Prime Minister Benjamin Netanyahu and his wife Sara flew Saturday night to Paris, where he is scheduled to meet Sunday (July 16) French President Emanuel Macron for talks, and participate in a ceremony marking 75 years since the deportation of Jews to the Nazi death camps in Auschwitz.
“Tomorrow we will participate in a very moving ceremony to commemorate the 75th anniversary of the deportation of Parisian Jews to the extermination camps,” Netanyahu said in remarks before boarding the plane. “This was the first step in the broad extermination of French Jewry.”
Somehow the supporters of the anti-Israel Boycott, Divest and Sanctions (BDS) campaign have nevertheless managed to politicize Netanyahu’s visit, according to France 24.

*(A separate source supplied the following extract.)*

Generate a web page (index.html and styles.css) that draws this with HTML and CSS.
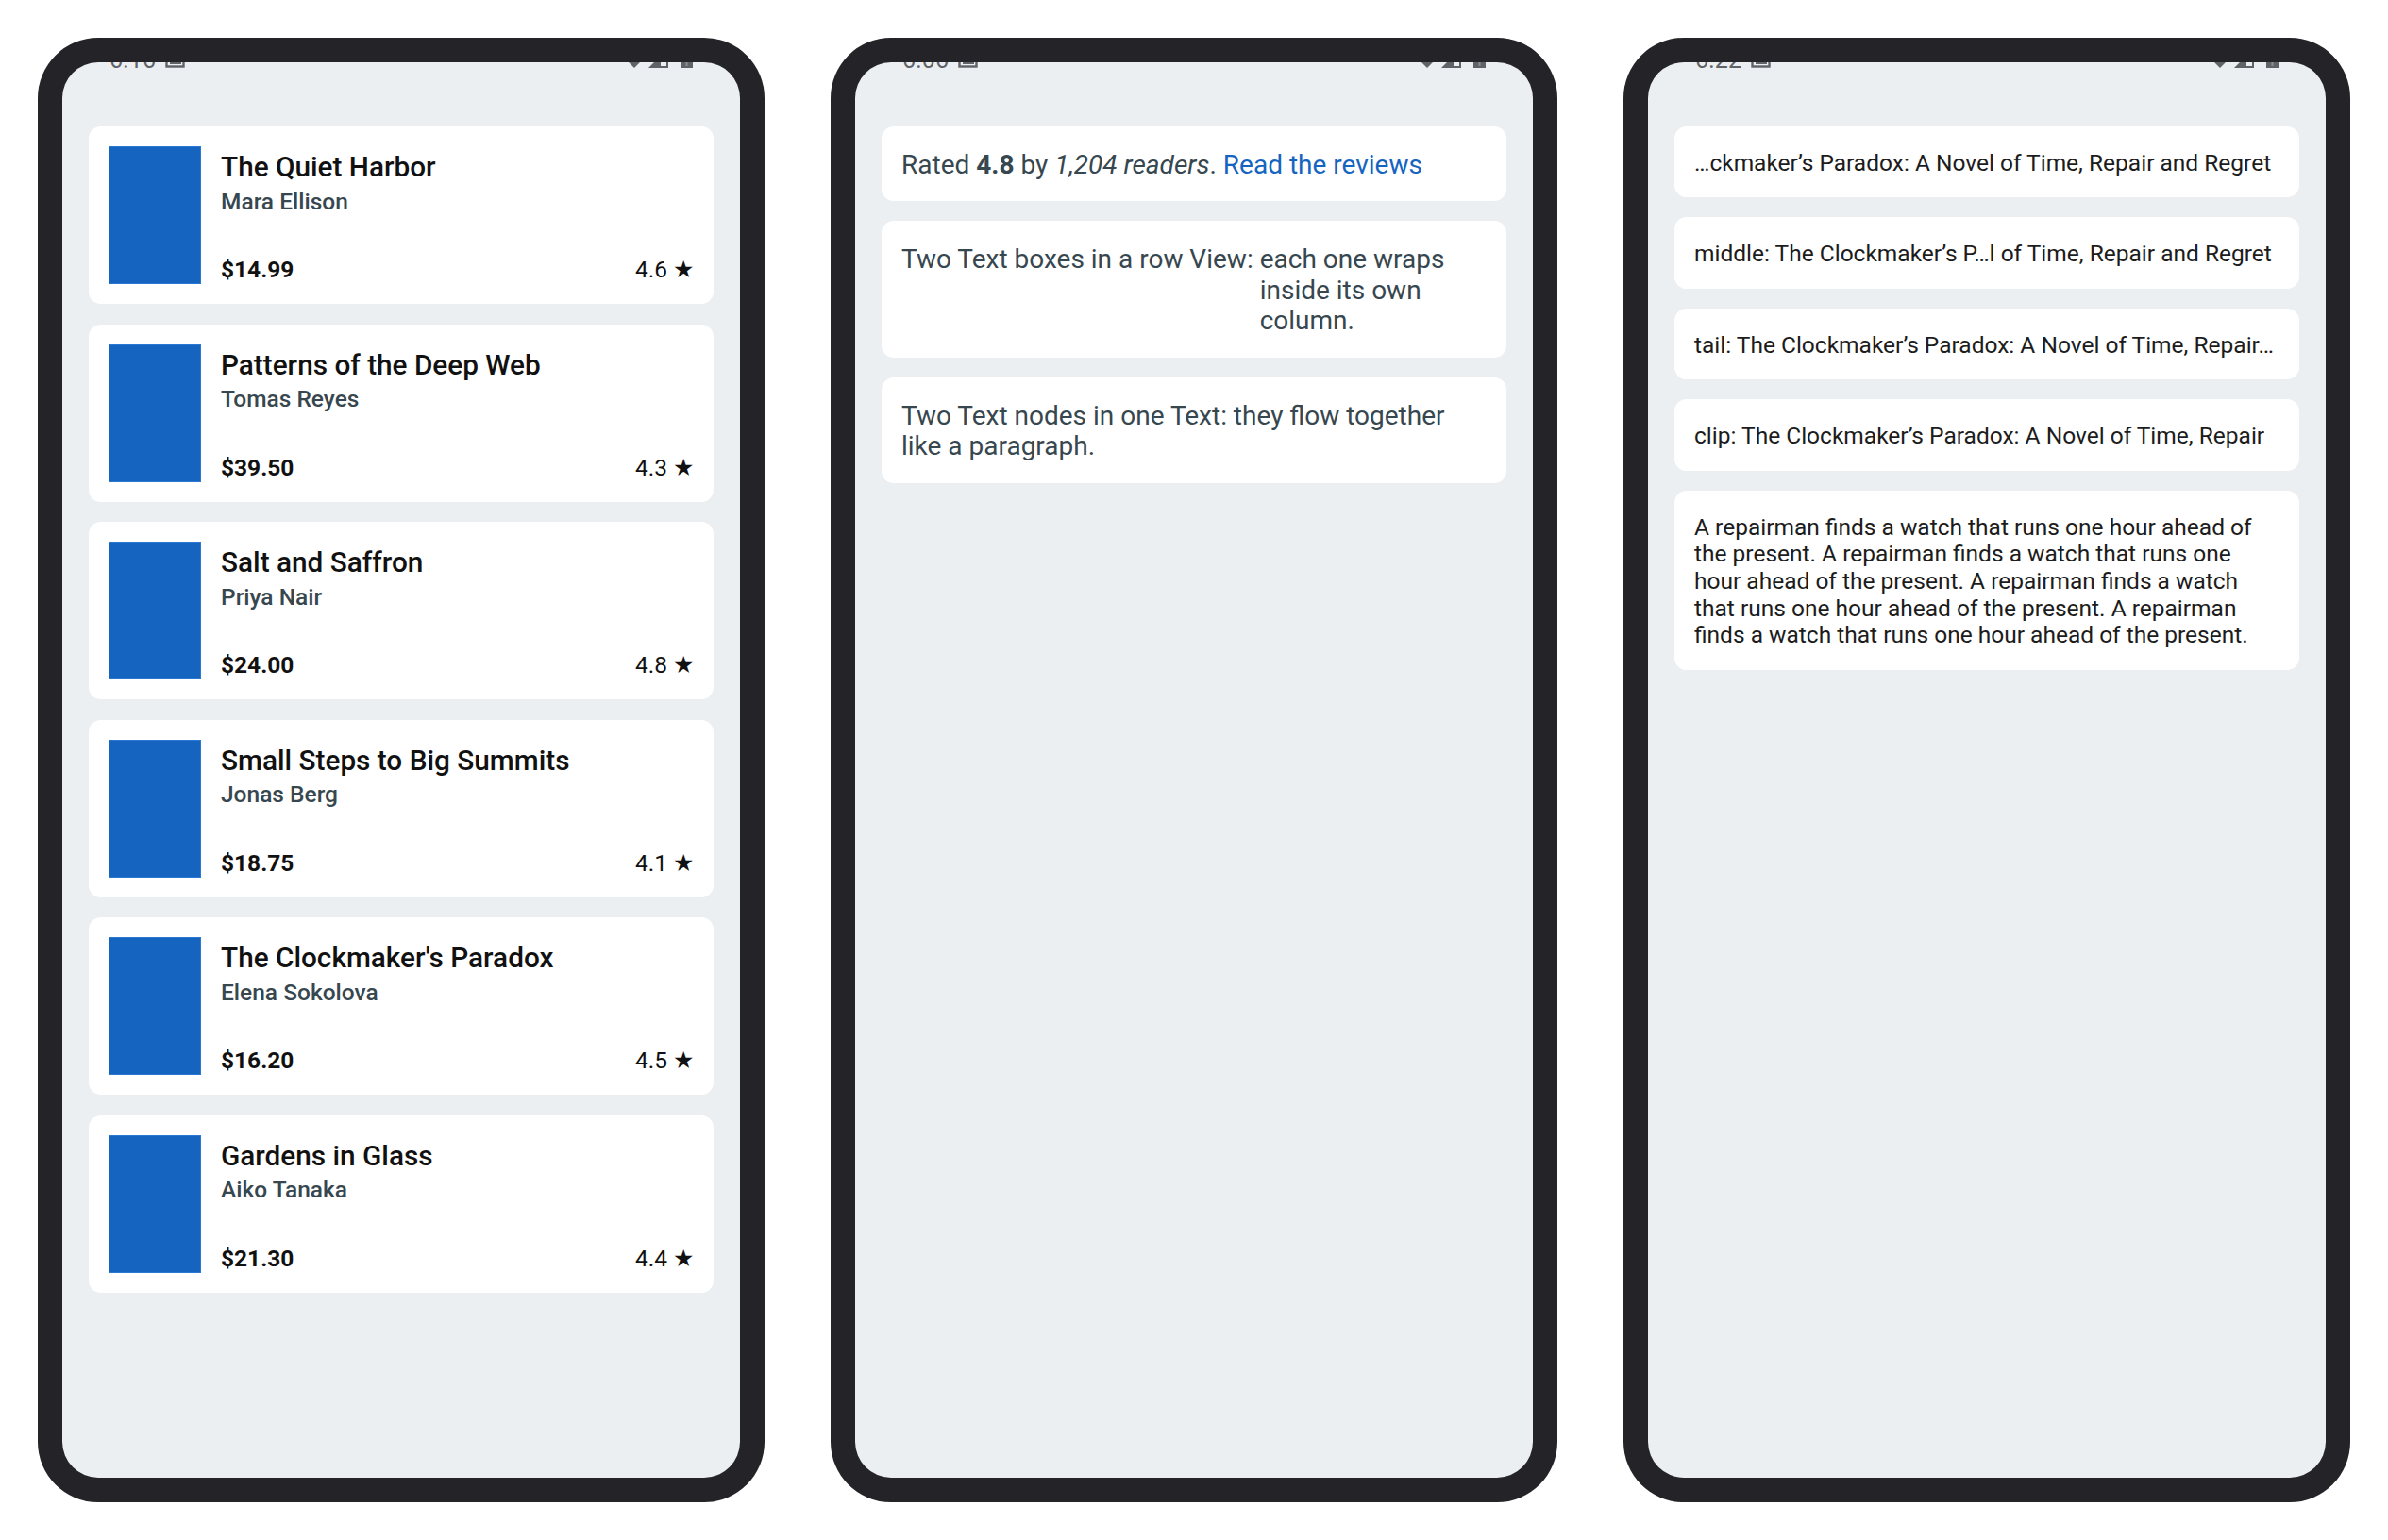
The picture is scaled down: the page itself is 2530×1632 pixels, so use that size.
FILE: index.html
```html
<!DOCTYPE html>
<html lang="en">
<head>
<meta charset="utf-8">
<title>Text layouts</title>
<link rel="stylesheet" href="styles.css">
</head>
<body>
<div class="stage">

  <div class="phone">
    <div class="screen">
      <div class="statusbar">
        <span class="time">6:16</span>
        <svg class="notif" width="21" height="21" viewBox="0 0 21 21"><rect x="1.5" y="1.5" width="18" height="18" fill="none" stroke="#5f6368" stroke-width="2.4"/><path d="M6 10h10v6H6z" fill="none" stroke="#5f6368" stroke-width="2"/></svg>
        <span class="spacer"></span>
        <svg class="wifi" width="26" height="22" viewBox="0 0 26 22"><path d="M13 22 L0 9 Q13 -3 26 9 Z" fill="#5f6368"/></svg>
        <svg class="signal" width="21" height="21" viewBox="0 0 21 21"><path d="M21 0 V21 H0 Z" fill="#5f6368"/><path d="M19 11 V19 H13 V11 Z" fill="#eceff1"/></svg>
        <svg class="battery" width="13" height="22" viewBox="0 0 13 22"><rect x="0" y="0" width="13" height="22" fill="#5f6368"/><rect x="5.5" y="12" width="2" height="8" fill="#8a8d91"/></svg>
      </div>
      <div class="content books">
        <div class="book">
          <div class="cover"></div>
          <div class="info">
            <div><div class="title">The Quiet Harbor</div><div class="author">Mara Ellison</div></div>
            <div class="meta"><span class="price">$14.99</span><span class="rating">4.6 ★</span></div>
          </div>
        </div>
        <div class="book">
          <div class="cover"></div>
          <div class="info">
            <div><div class="title">Patterns of the Deep Web</div><div class="author">Tomas Reyes</div></div>
            <div class="meta"><span class="price">$39.50</span><span class="rating">4.3 ★</span></div>
          </div>
        </div>
        <div class="book">
          <div class="cover"></div>
          <div class="info">
            <div><div class="title">Salt and Saffron</div><div class="author">Priya Nair</div></div>
            <div class="meta"><span class="price">$24.00</span><span class="rating">4.8 ★</span></div>
          </div>
        </div>
        <div class="book">
          <div class="cover"></div>
          <div class="info">
            <div><div class="title">Small Steps to Big Summits</div><div class="author">Jonas Berg</div></div>
            <div class="meta"><span class="price">$18.75</span><span class="rating">4.1 ★</span></div>
          </div>
        </div>
        <div class="book">
          <div class="cover"></div>
          <div class="info">
            <div><div class="title">The Clockmaker's Paradox</div><div class="author">Elena Sokolova</div></div>
            <div class="meta"><span class="price">$16.20</span><span class="rating">4.5 ★</span></div>
          </div>
        </div>
        <div class="book">
          <div class="cover"></div>
          <div class="info">
            <div><div class="title">Gardens in Glass</div><div class="author">Aiko Tanaka</div></div>
            <div class="meta"><span class="price">$21.30</span><span class="rating">4.4 ★</span></div>
          </div>
        </div>
      </div>
    </div>
  </div>

  <div class="phone">
    <div class="screen">
      <div class="statusbar">
        <span class="time">6:06</span>
        <svg class="notif" width="21" height="21" viewBox="0 0 21 21"><rect x="1.5" y="1.5" width="18" height="18" fill="none" stroke="#5f6368" stroke-width="2.4"/><path d="M6 10h10v6H6z" fill="none" stroke="#5f6368" stroke-width="2"/></svg>
        <span class="spacer"></span>
        <svg class="wifi" width="26" height="22" viewBox="0 0 26 22"><path d="M13 22 L0 9 Q13 -3 26 9 Z" fill="#5f6368"/></svg>
        <svg class="signal" width="21" height="21" viewBox="0 0 21 21"><path d="M21 0 V21 H0 Z" fill="#5f6368"/><path d="M19 11 V19 H13 V11 Z" fill="#eceff1"/></svg>
        <svg class="battery" width="13" height="22" viewBox="0 0 13 22"><rect x="0" y="0" width="13" height="22" fill="#5f6368"/><rect x="5.5" y="12" width="2" height="8" fill="#8a8d91"/></svg>
      </div>
      <div class="content">
        <div class="note">Rated <b>4.8</b> by <i>1,204 readers</i>. <span class="link">Read the reviews</span></div>
        <div class="note row">
          <div class="col-a">Two Text boxes in a row View:</div>
          <div class="col-b">each one wraps inside its own column.</div>
        </div>
        <div class="note">Two Text nodes in one Text: they flow together like a paragraph.</div>
      </div>
    </div>
  </div>

  <div class="phone">
    <div class="screen">
      <div class="statusbar">
        <span class="time">6:22</span>
        <svg class="notif" width="21" height="21" viewBox="0 0 21 21"><rect x="1.5" y="1.5" width="18" height="18" fill="none" stroke="#5f6368" stroke-width="2.4"/><path d="M6 10h10v6H6z" fill="none" stroke="#5f6368" stroke-width="2"/></svg>
        <span class="spacer"></span>
        <svg class="wifi" width="26" height="22" viewBox="0 0 26 22"><path d="M13 22 L0 9 Q13 -3 26 9 Z" fill="#5f6368"/></svg>
        <svg class="signal" width="21" height="21" viewBox="0 0 21 21"><path d="M21 0 V21 H0 Z" fill="#5f6368"/><path d="M19 11 V19 H13 V11 Z" fill="#eceff1"/></svg>
        <svg class="battery" width="13" height="22" viewBox="0 0 13 22"><rect x="0" y="0" width="13" height="22" fill="#5f6368"/><rect x="5.5" y="12" width="2" height="8" fill="#8a8d91"/></svg>
      </div>
      <div class="content">
        <div class="line">…ckmaker’s Paradox: A Novel of Time, Repair and Regret</div>
        <div class="line">middle: The Clockmaker’s P…l of Time, Repair and Regret</div>
        <div class="line">tail: The Clockmaker’s Paradox: A Novel of Time, Repair…</div>
        <div class="line">clip: The Clockmaker’s Paradox: A Novel of Time, Repair</div>
        <div class="line para">A repairman finds a watch that runs one hour ahead of the present. A repairman finds a watch that runs one hour ahead of the present. A repairman finds a watch that runs one hour ahead of the present. A repairman finds a watch that runs one hour ahead of the present.</div>
      </div>
    </div>
  </div>

</div>
</body>
</html>
```
FILE: styles.css
```css
html, body {
  margin: 0;
  padding: 0;
  background: #ffffff;
}

body {
  font-family: Roboto, "Noto Sans", "Liberation Sans", sans-serif;
}

.stage {
  display: flex;
  gap: 70px;
  padding: 40px;
}

.phone {
  width: 770px;
  height: 1552px;
  box-sizing: border-box;
  padding: 26px;
  background: #232328;
  border-radius: 64px;
  flex: none;
}

.screen {
  height: 100%;
  background: #eceff1;
  border-radius: 38px;
  overflow: hidden;
  display: flex;
  flex-direction: column;
}

/* status bar: mostly hidden under the bezel, only bottom 6px show */
.statusbar {
  height: 40px;
  margin-top: -34px;
  padding: 0 50px;
  display: flex;
  align-items: flex-end;
  color: #5f6368;
  flex: none;
}

.time {
  font-size: 25px;
  line-height: 25px;
  margin-bottom: -4px;
  letter-spacing: 0.3px;
}

.notif {
  margin-left: 10px;
  display: block;
}

.spacer {
  flex: 1;
}

.wifi, .signal, .battery {
  display: block;
}

.signal {
  margin-left: 2px;
}

.battery {
  margin-left: 13px;
}

.content {
  padding: 62px 28px 0;
  display: flex;
  flex-direction: column;
  gap: 21px;
}

.content.books {
  gap: 21.5px;
}

/* phone 1: book cards */
.book {
  display: flex;
  gap: 21px;
  padding: 21px;
  background: #ffffff;
  border-radius: 13px;
}

.cover {
  width: 98px;
  height: 146px;
  flex: none;
  background: #1565c0;
  box-sizing: border-box;
  border: 1px solid #2a78d2;
}

.info {
  flex: 1;
  display: flex;
  flex-direction: column;
  justify-content: space-between;
  min-width: 0;
}

.title {
  font-size: 29.75px;
  line-height: 43.7px;
  font-weight: 500;
  color: #111111;
}

.author {
  font-size: 24.5px;
  line-height: 30px;
  font-weight: 500;
  color: #37474f;
}

.meta {
  display: flex;
  justify-content: space-between;
  font-size: 24.5px;
  line-height: 31px;
  color: #111111;
}

.price {
  font-weight: 700;
}

.rating {
  font-weight: 400;
}

/* phone 2: rich text notes */
.note {
  background: #ffffff;
  border-radius: 13px;
  padding: 24.6px 21px 21.8px;
  font-size: 28px;
  line-height: 32.8px;
  color: #37474f;
}

.note b {
  font-weight: 700;
}

.link {
  color: #1565c0;
}

.row {
  display: flex;
}

.col-a {
  flex: none;
  margin-right: 7px;
}

.col-b {
  flex: 1;
  min-width: 0;
}

/* phone 3: truncation lines */
.line {
  background: #ffffff;
  border-radius: 13px;
  padding: 24.7px 21px 22.1px;
  font-size: 24.5px;
  line-height: 28.7px;
  color: #1c1c1c;
  white-space: nowrap;
  overflow: hidden;
}

.line.para {
  white-space: normal;
}
```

The French Jewish Union for Peace said it was “shocked” Netanyahu was invited to commemorate a “Franco-French crime against humanity” and claiming it was something France needed to come to terms with on its own – without creating from it international diplomacy. The Community Party claimed the Israeli prime minister was hardly a bearer of a “message of peace,” claiming Israel is guilty of human rights abuses against citizens of the Palestinian Authority.
After his meeting with Macron, Netanyahu and his wife Sara will fly to Budapest, where he is slated to meet with the leaders of Hungary, Poland, the Czech Republic and Slovakia.
“While we are strengthening ties with countries on five continents – Asia, Africa, Australia, North America and South America — it is very important for us to also deepen relations with countries in Europe,” Netanyahu said.